WOODWALKERS 004 rcm1920x1080uSerie: Die anlaufenden Filme in deutschen Kinos vom 24. Oktober 2024, Teil 6

Redaktion

Frankfurt am Main (Weltexpresso) –  Katja Elsässer ist in Deutschland eine der meistbeschäftigten Tiertrainerinnen für Film und Fernsehen. Die Expertin, die in Norddeutschland den Filmtierhof betreibt, weiß genau, was mit Filmtieren umsetzbar ist und was nicht. Durch ihr gutes Netzwerk kann sie bei Filmproduktionen, je nach Bedarf, auch externe Filmtiere und Filmtiertrainer:innen an Bord holen. Gemeinsam mit dem Tiertrainer Miguel de la Torre betreibt sie die Filmtieragentur Wild Animal Actors, in der sie sich auf das Training von Wildtieren spezialisiert haben.
Im Wild Animal Actors Camp trainierten sie die Tiere für WOODWALKERS und bereiteten sie auf den Dreh vor.

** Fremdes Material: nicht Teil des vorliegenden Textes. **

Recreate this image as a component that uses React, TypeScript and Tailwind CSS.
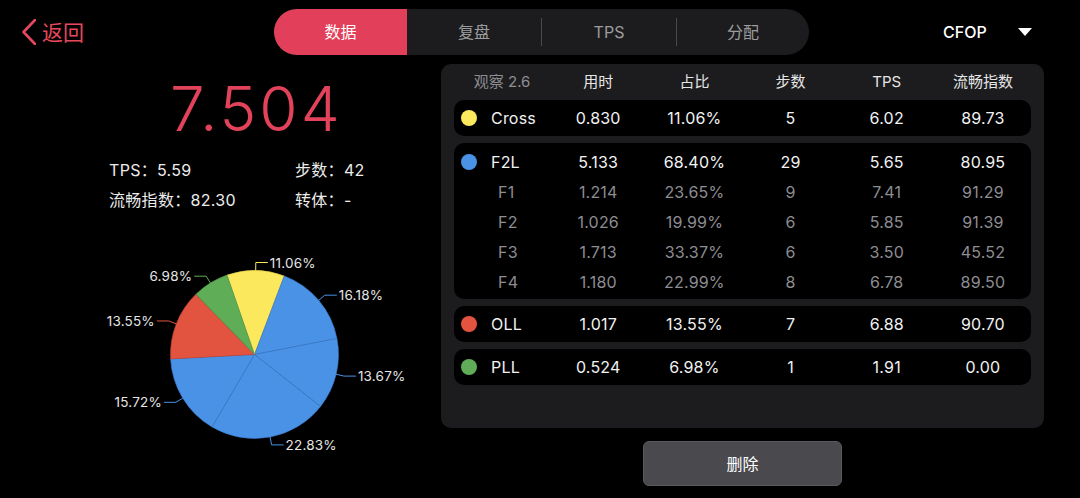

Die Verfilmung von Katja Brandis‘ Bestseller war selbst für die qualifizierte und versierte Tiertrainerin ein singuläres Ereignis. „So was hat es in Europa noch nicht gegeben. Sei es aus dem Blickwinkel der Animationen durch Pixomondo, sei es aus dem Blickwinkel der vielen echten Tiere, die mitspielen, sei es aus dem Blickwinkel der Kombination von beidem“, so Elsässer. Als sie das Drehbuch zum ersten Mal las und schwarz auf weiß sah, wie viele Gestaltwandler:innen es umzusetzen gab, sagte sie nur „Ui!“.

In Berührung gekommen war Katja Elsässer mit WOODWALKERS schon lange, bevor das Projekt konkret wurde. „Es begann vor etwa vier Jahren, als uns blue eyes fragte, ob wir ein paar Tiere vor Grün drehen konnten. Zähnefletschende Wölfe und dergleichen“, erinnert sich Elsässer. Das war für den Teaser, den Corinna Mehner für die Förderungen und ihre Partnersuche erstellen ließ. Als die Tiertrainerin mit dem Dreh von „Die Chaosschwestern und Pinguin Paul“ beschäftigt war, klopfte Corinna Mehner wieder an mit der Frage, ob sie bei der Umsetzung eines „Riesenprojekts“ helfen könne.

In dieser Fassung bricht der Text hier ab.